Most governments are offering indemnity — exemption from legal liability — to the vaccine manufacturers from which they are buying. This means that a citizen who suffers an adverse effect after being vaccinated can file a claim against the manufacturer and, if successful, the government would pay the compensation. In some countries, people can also apply for compensation through specific structures without going to court.

This is fairly typical for vaccines administered in a pandemic. In many cases, adverse effects are so rare that they do not show up in clinical trials and become apparent only when hundreds of thousands of people have received the vaccine (a 2009 H1N1 flu vaccine, for example, was eventually linked to narcolepsy). Because manufacturers have developed vaccines quickly and because they protect everyone in society, governments often agree to cover the cost of compensation.
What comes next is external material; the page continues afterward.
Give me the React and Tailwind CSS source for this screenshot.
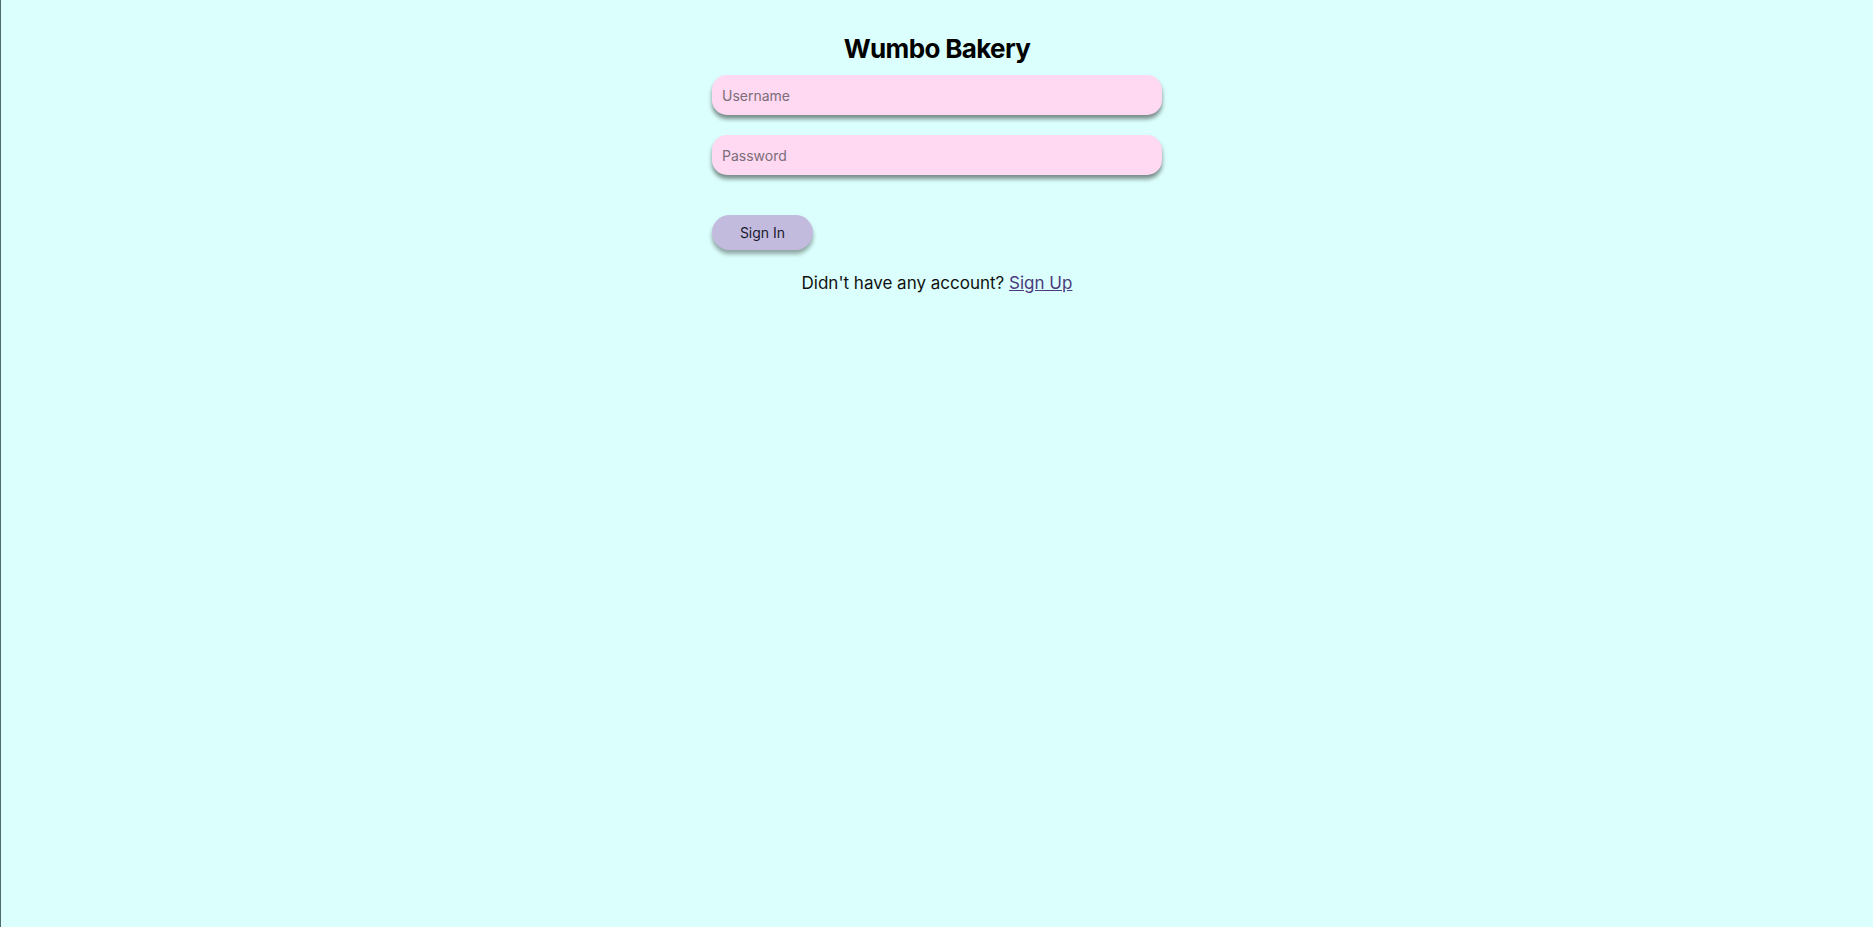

However, the government officials from Argentina and the unnamed country who spoke to the Bureau felt Pfizer's demands went beyond those of other vaccine manufacturers, and beyond those of Covax, an organisation created to ensure low-income countries can access vaccines, which is also requiring its members to indemnify manufacturers. This presents an additional burden for some countries, because it means having to hire specialist lawyers and sometimes pass complex new legislation, so manufacturers’ liabilities can be waived.

'An extreme demand'

Pfizer asked for additional indemnity from civil cases, meaning that the company would not be held liable for rare adverse effects or for its own acts of negligence, fraud or malice. This includes those linked to company practices — say, if Pfizer sent the incorrect vaccine or made errors during manufacturing.

"Some liability protection is warranted, but certainly not for fraud, gross negligence, mismanagement, failure to follow good manufacturing practices," said Gostin. "Companies have no right to ask for indemnity for these things."
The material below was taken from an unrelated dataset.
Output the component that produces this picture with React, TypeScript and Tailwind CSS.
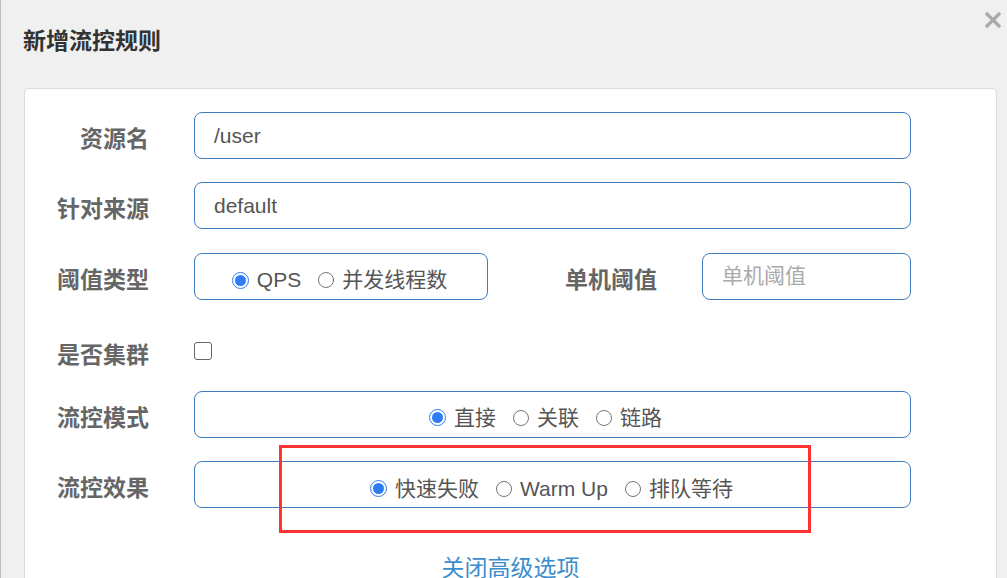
import React from "react";

const FONT = { fontFamily: '"Liberation Sans", "Noto Sans CJK SC", sans-serif' };

function Radio({ checked, label }: { checked?: boolean; label: string }) {
  return (
    <span className="flex items-center">
      {checked ? (
        <span className="w-[17px] h-[17px] rounded-full border border-[#2f7cf6] bg-white flex items-center justify-center">
          <span className="w-[11px] h-[11px] rounded-full bg-[#2f7cf6]" />
        </span>
      ) : (
        <span className="w-[16px] h-[16px] rounded-full border border-[#767676] bg-white" />
      )}
      <span className="ml-[8px] text-[21px] text-[#555]">{label}</span>
    </span>
  );
}

function Label({ children }: { children: React.ReactNode }) {
  return (
    <div className="w-[124px] shrink-0 text-right text-[23px] font-bold text-[#666] pt-[8px]">
      {children}
    </div>
  );
}

export default function App() {
  return (
    <div style={FONT} className="relative w-[1007px] h-[578px] overflow-hidden bg-[#f0f0f0] border-l border-[#bdbdbd]">
      <div className="h-[88px] flex items-start">
        <div className="mt-[26px] ml-[22px] text-[23px] font-bold text-[#333] leading-[30px]">新增流控规则</div>
        <div className="ml-auto mr-[4px] mt-[10px] text-[#aaa]">
          <svg width="20" height="20" viewBox="0 0 20 20">
            <path d="M3 3 L17 17 M17 3 L3 17" stroke="#aaa" strokeWidth="3.2" strokeLinecap="butt" />
          </svg>
        </div>
      </div>
      <div className="ml-[23px] w-[973px] h-[520px] bg-white border border-[#dcdcdc] rounded-[5px] pt-[23px]">
        <div className="flex items-center h-[47px]">
          <Label>资源名</Label>
          <div className="ml-[45px] w-[717px] h-[47px] border border-[#3f7cc0] rounded-[8px] flex items-center pl-[19px] text-[21px] text-[#555]">/user</div>
        </div>
        <div className="flex items-center h-[47px] mt-[23px]">
          <Label>针对来源</Label>
          <div className="ml-[45px] w-[717px] h-[47px] border border-[#3f7cc0] rounded-[8px] flex items-center pl-[19px] text-[21px] text-[#555]">default</div>
        </div>
        <div className="flex items-center h-[47px] mt-[24px]">
          <Label>阈值类型</Label>
          <div className="ml-[45px] w-[294px] h-[47px] border border-[#3f7cc0] rounded-[8px] flex items-center justify-center gap-[17px] pt-[7px] pr-[3px]">
            <Radio checked label="QPS" />
            <Radio label="并发线程数" />
          </div>
          <div className="w-[169px] text-right text-[23px] font-bold text-[#666] pt-[8px]">单机阈值</div>
          <div className="ml-[45px] w-[209px] h-[47px] border border-[#3f7cc0] rounded-[8px] flex items-center pl-[19px] pb-[2px] text-[21px] text-[#aaa]">单机阈值</div>
        </div>
        <div className="flex items-center h-[46px] mt-[28px] mb-[17px]">
          <Label>是否集群</Label>
          <div className="ml-[45px] w-[18px] h-[18px] border border-[#666] rounded-[3px] bg-white -mt-[1px]" />
        </div>
        <div className="flex items-center h-[47px]">
          <Label>流控模式</Label>
          <div className="ml-[45px] w-[717px] h-[47px] border border-[#3f7cc0] rounded-[8px] flex items-center justify-center gap-[17px] pt-[6px] pr-[14px]">
            <Radio checked label="直接" />
            <Radio label="关联" />
            <Radio label="链路" />
          </div>
        </div>
        <div className="flex items-center h-[47px] mt-[23px]">
          <Label>流控效果</Label>
          <div className="ml-[45px] w-[717px] h-[47px] border border-[#3f7cc0] rounded-[8px] flex items-center justify-center gap-[17px] pt-[8px] pr-[2px]">
            <Radio checked label="快速失败" />
            <Radio label="Warm Up" />
            <Radio label="排队等待" />
          </div>
        </div>
        <div className="mt-[44px] flex justify-center">
          <span className="text-[23px] text-[#3c8dcb] leading-[32px]">关闭高级选项</span>
        </div>
      </div>
      <div className="absolute left-[278px] top-[445px] w-[532px] h-[88px] border-[3px] border-[#f33] pointer-events-none" />
    </div>
  );
}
Dr Mark Eccleston-Turner, a lecturer in global health law at Keele University, said Pfizer and other manufacturers have received government funding to research and develop the vaccines and are now pushing the potential costs of adverse effects back to governments, including those in low- and middle-income countries.

Pfizer's partner, BioNTech, was given $445-million by the German government to develop a vaccine and the United States government agreed a deal in July to pre-order 100-million doses for nearly $2-billion, before the vaccine had even entered phase three trials. Pfizer expects to make sales of $15-billion worth of vaccines in 2021.

In Eccleston-Turner's opinion, it looks as if Pfizer "is trying to eke out as much profit and minimise its risk at every juncture with this vaccine development, then this vaccine roll-out. Now, the vaccine development has been heavily subsidised already. So there's very minimal risk for the manufacturer involved there." 

The Bureau spoke to officials from two countries, who all described how meetings with Pfizer began promisingly but quickly turned sour, and reviewed a report by the Brazilian ministry of health.

The Argentinian ministry of health began negotiating with the company in June and President Alberto Fernández held a meeting with Pfizer Argentina's chief executive the next month. During subsequent meetings Pfizer asked to be indemnified against the cost of any future civil claims. Although this had never been done before, congress passed a new law in October allowing it. However, Pfizer was not happy with the phrasing of the legislation, according to an official from the president's office. The government believed Pfizer should be liable for any acts of negligence or malice. Pfizer, said the official, disagreed.